Big banks just doing God's work in fucking the muppets!
Oh, is that where the term MF came from ... Can't get picture out of my mind
Let them eat paper?
Love your stuff but PLEASE don't start using "Decider", which always reminds me of "W". And I don't want to be reminded of "W". The President who started the trashing of the Constitution. I know you Americans are short of time and have already destroyed what is affectionaly called the "English" language, but is using "Decion maker" too difficult?
Hey, you limp-spined fag, why don't you bend over and blow yourself if you're in such need for a pacifier? Since you're not an American, kindly shut the fuck up about the Constitution, thanks. Tomorrow some of it actually gets restored.
Thanks for the highly sophisticated response. I do agree that SCOTUS might restore some constitutionality but it is already too late for the 1st, 4th, 5th and 14th amendements to YOUR constitution, which as a scholar of law, I happen to care about.
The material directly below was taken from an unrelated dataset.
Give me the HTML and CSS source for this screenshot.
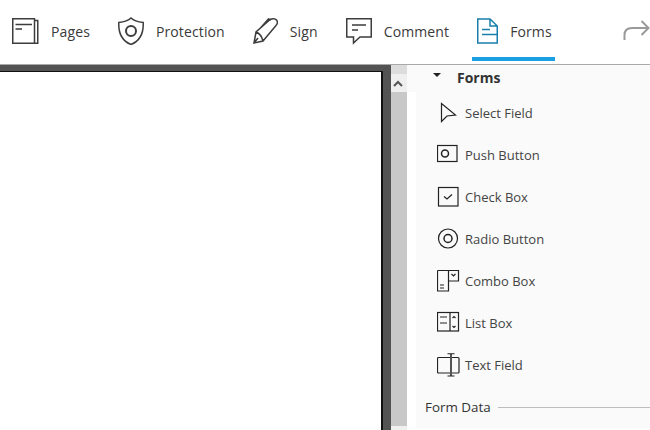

Unlike, apparently, most Americans.
And, incidentally, I note that the repeal of Obamacare doesn't change the fact that the US spends 17% od GDP on healthcare, which covers only 70% of the population and the system has worse fundamental outcomes (Infant mortality etc.) than the average OECD country. In fact, should the other provisions of Obamacare survive, especially the requirement to insure "Pre-existing conditions", then the cost of Medical Insurance for everyone will go through the roof because the typical American grifter will recognise that there is no need to buy insurance until suffering from a costly condition. IMHO that is just another confirmation that the average American is being totally screwed by the system. That is, the 1%. Is this agreat country or what?
"...is using "Decion maker" too difficult?"
Tell me what a "Decion" is and I'll get back to you.
Decision maker. Edit function only survives for a few hours. But I think you either got, or completely missed, the point. Please stop destroying my language. Fortunately, in a few years, you will be destroying Spanish instead.
Give them more credit.
The big banks are willing to fuck ANYTHING they can ... muppets, regional banks, whoever.
"Fuck them all and let Bernanke sort it out!"
The motto they live by.
barliman
Bruce, your friend is right, countries don't go bankrupt. They do default though. Some countries often more than others.